*Task statement*
Retype each line exactly. Skip images.

*Recorded information*
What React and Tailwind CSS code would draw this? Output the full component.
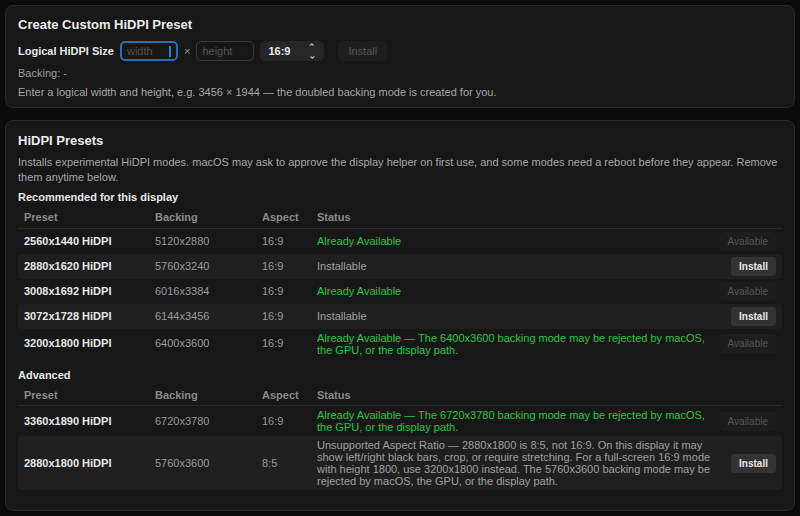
import React from "react";

const rec = [
  ["2560x1440 HiDPI", "5120x2880", "16:9", "Already Available", true],
  ["2880x1620 HiDPI", "5760x3240", "16:9", "Installable", false],
  ["3008x1692 HiDPI", "6016x3384", "16:9", "Already Available", true],
  ["3072x1728 HiDPI", "6144x3456", "16:9", "Installable", false],
  ["3200x1800 HiDPI", "6400x3600", "16:9", "Already Available — The 6400x3600 backing mode may be rejected by macOS, the GPU, or the display path.", true],
];
const adv = [
  ["3360x1890 HiDPI", "6720x3780", "16:9", "Already Available — The 6720x3780 backing mode may be rejected by macOS, the GPU, or the display path.", true],
  ["2880x1800 HiDPI", "5760x3600", "8:5", "Unsupported Aspect Ratio — 2880x1800 is 8:5, not 16:9. On this display it may show left/right black bars, crop, or require stretching. For a full-screen 16:9 mode with height 1800, use 3200x1800 instead. The 5760x3600 backing mode may be rejected by macOS, the GPU, or the display path.", false],
];

const Table = ({ rows }) => (
  <div className="text-[11px]">
    <div className="flex items-center h-[21px] px-[6px] text-[#8a8a8a] font-semibold border-b border-[#2a2a2a]">
      <div className="w-[131px]">Preset</div>
      <div className="w-[107px]">Backing</div>
      <div className="w-[55px]">Aspect</div>
      <div className="flex-1">Status</div>
    </div>
    {rows.map((r, i) => (
      <div key={i} className={`flex items-center min-h-[25px] py-[3px] px-[6px] rounded ${i % 2 ? "bg-[#1f1f1f]" : ""}`}>
        <div className="w-[131px] text-[#e8e8e8] font-semibold">{r[0]}</div>
        <div className="w-[107px] text-[#9a9a9a]">{r[1]}</div>
        <div className="w-[55px] text-[#9a9a9a]">{r[2]}</div>
        <div className={`w-[400px] leading-[12px] ${r[4] ? "text-[#2ec445]" : "text-[#a0a0a0]"}`}>{r[3]}</div>
        <div className="flex-1 flex justify-end">
          {r[4] ? (
            <span className="px-2 py-[2px] rounded bg-[#1d1d1d] text-[#555] text-[10px]">Available</span>
          ) : (
            <span className="px-2 py-[2px] rounded bg-[#333] text-[#e8e8e8] text-[10px] font-semibold">Install</span>
          )}
        </div>
      </div>
    ))}
  </div>
);

export default function App() {
  return (
    <div className="w-[800px] h-[516px] overflow-hidden bg-[#0b0b0b] p-[5px] flex flex-col gap-[12px] text-[#d0d0d0]" style={{ fontFamily: "'Liberation Sans', Arial, sans-serif" }}>
      <div className="rounded-lg border border-[#2a2a2a] bg-[#171717] px-[12px] pt-[11px] pb-[8px]">
        <div className="text-[13px] font-bold text-[#ececec] leading-[16px]">Create Custom HiDPI Preset</div>
        <div className="flex items-center gap-[6px] mt-[8px] text-[11px]">
          <span className="font-semibold text-[#e8e8e8]">Logical HiDPI Size</span>
          <div className="w-[58px] h-[20px] rounded-[5px] border-2 border-[#2f6db0] px-[5px] flex items-center text-[#555]">width<span className="ml-auto w-[2px] h-[11px] bg-[#2f7de0]"></span></div>
          <span className="text-[#999]">×</span>
          <div className="w-[58px] h-[20px] rounded-[5px] border border-[#3a3a3a] px-[5px] flex items-center text-[#555]">height</div>
          <div className="w-[64px] h-[20px] rounded-[5px] bg-[#262626] px-[8px] flex items-center justify-between font-semibold text-[#e8e8e8]">16:9<span className="text-[9px] text-[#bbb] leading-[8px] flex flex-col"><span>⌃</span><span className="rotate-180">⌃</span></span></div>
          <div className="h-[20px] px-[10px] ml-[8px] rounded-[5px] bg-[#1e1e1e] flex items-center text-[#555]">Install</div>
        </div>
        <div className="text-[11px] text-[#9a9a9a] mt-[5px] leading-[14px]">Backing: -</div>
        <div className="text-[11px] text-[#a8a8a8] mt-[5px] leading-[14px]">Enter a logical width and height, e.g. 3456 × 1944 — the doubled backing mode is created for you.</div>
      </div>
      <div className="rounded-lg border border-[#2a2a2a] bg-[#171717] px-[12px] pt-[12px] flex-1">
        <div className="text-[13px] font-bold text-[#ececec] leading-[16px]">HiDPI Presets</div>
        <div className="text-[11px] text-[#a8a8a8] mt-[6px] leading-[15px]">Installs experimental HiDPI modes. macOS may ask to approve the display helper on first use, and some modes need a reboot before they appear. Remove them anytime below.</div>
        <div className="text-[11px] font-bold text-[#e8e8e8] mt-[4px] mb-[2px]">Recommended for this display</div>
        <Table rows={rec} />
        <div className="text-[11px] font-bold text-[#e8e8e8] mt-[8px] mb-[2px]">Advanced</div>
        <Table rows={adv} />
      </div>
    </div>
  );
}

*Response below*
What React and Tailwind CSS code would draw this? Output the full component.
import React from "react";

const rec = [
  ["2560x1440 HiDPI", "5120x2880", "16:9", "Already Available", true],
  ["2880x1620 HiDPI", "5760x3240", "16:9", "Installable", false],
  ["3008x1692 HiDPI", "6016x3384", "16:9", "Already Available", true],
  ["3072x1728 HiDPI", "6144x3456", "16:9", "Installable", false],
  ["3200x1800 HiDPI", "6400x3600", "16:9", "Already Available — The 6400x3600 backing mode may be rejected by macOS, the GPU, or the display path.", true],
];
const adv = [
  ["3360x1890 HiDPI", "6720x3780", "16:9", "Already Available — The 6720x3780 backing mode may be rejected by macOS, the GPU, or the display path.", true],
  ["2880x1800 HiDPI", "5760x3600", "8:5", "Unsupported Aspect Ratio — 2880x1800 is 8:5, not 16:9. On this display it may show left/right black bars, crop, or require stretching. For a full-screen 16:9 mode with height 1800, use 3200x1800 instead. The 5760x3600 backing mode may be rejected by macOS, the GPU, or the display path.", false],
];

const Table = ({ rows }) => (
  <div className="text-[11px]">
    <div className="flex items-center h-[21px] px-[6px] text-[#8a8a8a] font-semibold border-b border-[#2a2a2a]">
      <div className="w-[131px]">Preset</div>
      <div className="w-[107px]">Backing</div>
      <div className="w-[55px]">Aspect</div>
      <div className="flex-1">Status</div>
    </div>
    {rows.map((r, i) => (
      <div key={i} className={`flex items-center min-h-[25px] py-[3px] px-[6px] rounded ${i % 2 ? "bg-[#1f1f1f]" : ""}`}>
        <div className="w-[131px] text-[#e8e8e8] font-semibold">{r[0]}</div>
        <div className="w-[107px] text-[#9a9a9a]">{r[1]}</div>
        <div className="w-[55px] text-[#9a9a9a]">{r[2]}</div>
        <div className={`w-[400px] leading-[12px] ${r[4] ? "text-[#2ec445]" : "text-[#a0a0a0]"}`}>{r[3]}</div>
        <div className="flex-1 flex justify-end">
          {r[4] ? (
            <span className="px-2 py-[2px] rounded bg-[#1d1d1d] text-[#555] text-[10px]">Available</span>
          ) : (
            <span className="px-2 py-[2px] rounded bg-[#333] text-[#e8e8e8] text-[10px] font-semibold">Install</span>
          )}
        </div>
      </div>
    ))}
  </div>
);

export default function App() {
  return (
    <div className="w-[800px] h-[516px] overflow-hidden bg-[#0b0b0b] p-[5px] flex flex-col gap-[12px] text-[#d0d0d0]" style={{ fontFamily: "'Liberation Sans', Arial, sans-serif" }}>
      <div className="rounded-lg border border-[#2a2a2a] bg-[#171717] px-[12px] pt-[11px] pb-[8px]">
        <div className="text-[13px] font-bold text-[#ececec] leading-[16px]">Create Custom HiDPI Preset</div>
        <div className="flex items-center gap-[6px] mt-[8px] text-[11px]">
          <span className="font-semibold text-[#e8e8e8]">Logical HiDPI Size</span>
          <div className="w-[58px] h-[20px] rounded-[5px] border-2 border-[#2f6db0] px-[5px] flex items-center text-[#555]">width<span className="ml-auto w-[2px] h-[11px] bg-[#2f7de0]"></span></div>
          <span className="text-[#999]">×</span>
          <div className="w-[58px] h-[20px] rounded-[5px] border border-[#3a3a3a] px-[5px] flex items-center text-[#555]">height</div>
          <div className="w-[64px] h-[20px] rounded-[5px] bg-[#262626] px-[8px] flex items-center justify-between font-semibold text-[#e8e8e8]">16:9<span className="text-[9px] text-[#bbb] leading-[8px] flex flex-col"><span>⌃</span><span className="rotate-180">⌃</span></span></div>
          <div className="h-[20px] px-[10px] ml-[8px] rounded-[5px] bg-[#1e1e1e] flex items-center text-[#555]">Install</div>
        </div>
        <div className="text-[11px] text-[#9a9a9a] mt-[5px] leading-[14px]">Backing: -</div>
        <div className="text-[11px] text-[#a8a8a8] mt-[5px] leading-[14px]">Enter a logical width and height, e.g. 3456 × 1944 — the doubled backing mode is created for you.</div>
      </div>
      <div className="rounded-lg border border-[#2a2a2a] bg-[#171717] px-[12px] pt-[12px] flex-1">
        <div className="text-[13px] font-bold text-[#ececec] leading-[16px]">HiDPI Presets</div>
        <div className="text-[11px] text-[#a8a8a8] mt-[6px] leading-[15px]">Installs experimental HiDPI modes. macOS may ask to approve the display helper on first use, and some modes need a reboot before they appear. Remove them anytime below.</div>
        <div className="text-[11px] font-bold text-[#e8e8e8] mt-[4px] mb-[2px]">Recommended for this display</div>
        <Table rows={rec} />
        <div className="text-[11px] font-bold text-[#e8e8e8] mt-[8px] mb-[2px]">Advanced</div>
        <Table rows={adv} />
      </div>
    </div>
  );
}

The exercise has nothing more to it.